In any defensive battle, nothing is more precious than accurate, up-to-the-minute intelligence on your enemy’s advance. Without it, determining the best deployment of forces to repel the invader is impossible.
As April dawned in the war against COVID-19, the U.S. was still scrambling to create adequate information systems to track and trace exposure to the novel coronavirus. Hopefully, the new tests being rushed into production by Abbott Labs and other manufacturers will address this shortcoming over the next few weeks.
One can only hope the same will be true for our inadequate supply of ventilators, N95 masks and other personal protective equipment for front-line healthcare workers. Hospital supply chain firms, manufacturers large and small, governors, mayors and individual citizens are doing their best to provide needed supplies for the regions hit first and hardest by the pandemic.
But even as production of these items increases, the temptation to hoard is overwhelming, and rightfully so. With 50 governors and every hospital scrambling to ensure their own readiness, what official in their right mind will independently decide to send their stockpiled supplies to meet another state or city’s desperate need?
What we need now is a centralized command-and-control system for allocating critical healthcare supplies. The president finally invoked the Defense Production Act to force General Motors to produce ventilators. But it will be weeks, if not months, before this and other crash programs begin to deliver machines.
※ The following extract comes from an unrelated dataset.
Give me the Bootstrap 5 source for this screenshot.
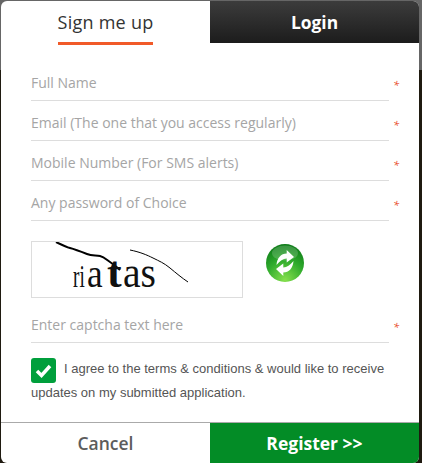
<!DOCTYPE html>
<html lang="en"><head><meta charset="utf-8">
<link href="https://cdn.jsdelivr.net/npm/bootstrap@5.3.0/dist/css/bootstrap.min.css" rel="stylesheet">
<style>
html,body{height:100%;margin:0;overflow:hidden}
body{background:linear-gradient(#666 0 70px,#1f1a10 70px);font-family:"Open Sans",sans-serif}
.shell{width:418px;height:462px;margin:1px 0 0 1px;background:#fff;border-radius:6px;overflow:hidden;display:flex;flex-direction:column}
.tabs{height:42px}
.tabs>div{width:50%;display:flex;justify-content:center}
.tab-on{color:#333;font-size:18px;font-weight:500;letter-spacing:.25px}
.tab-on span{display:block;height:44px;line-height:42px;border-bottom:3px solid #f15a29}
.tab-off{background:linear-gradient(#3c3c3c,#1c1c1c);color:#fff;font-size:17.400px;font-weight:700;line-height:42px}
.formarea{flex:1;padding:18px 0 0 30px}
.fld{width:358px;height:40px;border-bottom:1px solid #ddd;position:relative;display:flex;align-items:center;font-size:14px;color:#a5a5a5;padding-top:3px}
.fld-gap{margin-top:5px}
.star{position:absolute;left:362px;top:18px;color:#e8472a;font-size:11px;line-height:1}
.capbox{width:212px;height:57px;border:1px solid #ddd}
.capbox svg{display:block}
.capwrap{margin-top:20px;gap:22px}
.refresh{margin-top:2px}
.agree{font-family:"Liberation Sans",sans-serif;font-size:13px;line-height:24px;color:#555;width:360px;margin-top:14px}
.tick{float:left;width:25px;height:25px;border-radius:3px;background:#009f3c;margin:1px 8px -6px 0}
.tick svg{display:block}
.foot{height:41px;border-top:1px solid #aaa}
.foot>div{width:50%;display:flex;align-items:center;justify-content:center;font-size:17.500px}
.cnl{color:#5c5c5c;font-weight:600}
.reg{background:#038c26;color:#fff;font-weight:700}
</style></head><body>
<div class="shell">
<div class="tabs d-flex">
<div class="tab-on"><span>Sign me up</span></div>
<div class="tab-off">Login</div>
</div>
<div class="formarea">
<div class="fld">Full Name<i class="star">*</i></div>
<div class="fld">Email (The one that you access regularly)<i class="star">*</i></div>
<div class="fld">Mobile Number (For SMS alerts)<i class="star">*</i></div>
<div class="fld">Any password of Choice<i class="star">*</i></div>
<div class="d-flex align-items-start capwrap">
<div class="capbox"><svg width="210" height="55" viewBox="0 0 210 55">
<path d="M24 0C30 3 34 5 38 6S50 10 55 12 64 13 68 14 75 18 78 20 85 25 88 28" fill="none" stroke="#000" stroke-width="2"/>
<path d="M98 8C108 10 115 13 121 16S132 21 138 26 150 36 156 40" fill="none" stroke="#000" stroke-width="1"/>
<g font-family="Liberation Serif" fill="#111">
<text transform="translate(41 45) scale(.6 1)" font-size="32">ri</text>
<text transform="translate(55 45) scale(.88 1)" font-size="40">a</text>
<text transform="translate(75 45)" font-size="44" font-weight="700">t</text>
<text transform="translate(91 45) scale(.9 1)" font-size="44">as</text>
</g>
</svg></div>
<svg class="refresh" width="40" height="40" viewBox="0 0 40 40"><defs><radialGradient id="g" cx=".5" cy=".95" r=".95"><stop offset="0" stop-color="#86e04e"/><stop offset=".55" stop-color="#2fab2c"/><stop offset="1" stop-color="#0d7a18"/></radialGradient></defs>
<circle cx="20" cy="20" r="19" fill="url(#g)"/><ellipse cx="20" cy="10" rx="13" ry="7.500" fill="#fff" fill-opacity=".18"/>
<path d="M11.500 22C12 15 16 10.500 21.700 10.500V7L29 14 21.700 19.500V15.500C18 15.500 15 18 11.500 22Z" fill="#fff"/>
<path d="M11.500 22C12 15 16 10.500 21.700 10.500V7L29 14 21.700 19.500V15.500C18 15.500 15 18 11.500 22Z" fill="#fff" transform="rotate(180 20 20)"/></svg>
</div>
<div class="fld fld-gap">Enter captcha text here<i class="star">*</i></div>
<div class="agree"><span class="tick"><svg width="25" height="25" viewBox="0 0 25 25"><path d="M6 13l4.500 4.500L19 8" fill="none" stroke="#fff" stroke-width="3.500"/></svg></span> I agree to the terms &amp; conditions &amp; would like to receive updates on my submitted application.</div>
</div>
<div class="foot d-flex">
<div class="cnl">Cancel</div>
<div class="reg">Register &gt;&gt;</div>
</div>
</div>
</body></html>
In the meantime, the most logical approach for rapid deployment is commandeering ventilators, masks and PPE from where they’re not yet needed and sending them to places where they are. Gov. Andrew Cuomo of New York, the current epicenter of the pandemic, promised “we’ll return the favor” when he made that plea late last month.
The Trump administration needs to take the lead by publicly embracing this strategy and using its emergency powers to pursue it.
It has only recently begun collecting the information needed to make it happen. On March 29, Vice President Mike Pence, who heads the White House pandemic task force, sent a letter to every hospital asking them to report daily on their in-house testing numbers and results. Private labs already report.
He also asked them to report daily on COVID-19 patient caseload and mortality; the capacity and use of hospital beds, intensive-care unit beds and ventilators; and how many patients are awaiting ventilators in their emergency departments.
This is vital information for accurately tracking and tracing the pandemic’s spread and identifying both current and emerging hot spots and equipment needs. Right now, the most widely cited data on COVID-19’s spread comes from the University of Washington, which relies on state and local government reports, published hospital capacity numbers and “utilization data from select locations.”
Private, voluntary efforts are not good enough for pinpointing deliveries during a shortage. Real-time data from every front-line provider is key, and only the federal government can demand it.
Sad to report, the vice president made reporting this information to the Centers for Disease Control and Prevention voluntary. The federal government continues to pursue the wrongheaded approach that is, as Pence put it, “locally executed, state managed and federally supported.”
I couldn’t help but note that Pence also asked hospitals to convey their daily reports on spreadsheets or a downloadable form they could fill out. Has the nation’s need for an internet-based, national health information exchange that every hospital and physician practice must plug into ever been more apparent? Add that to the infrastructure agenda now being developed in Washington.
The U.S. invested $30 billion over the last decade to help healthcare facilities deploy electronic health record systems. We need a crash program to put that investment to work in setting up an emergency logistical system for the war against COVID-19.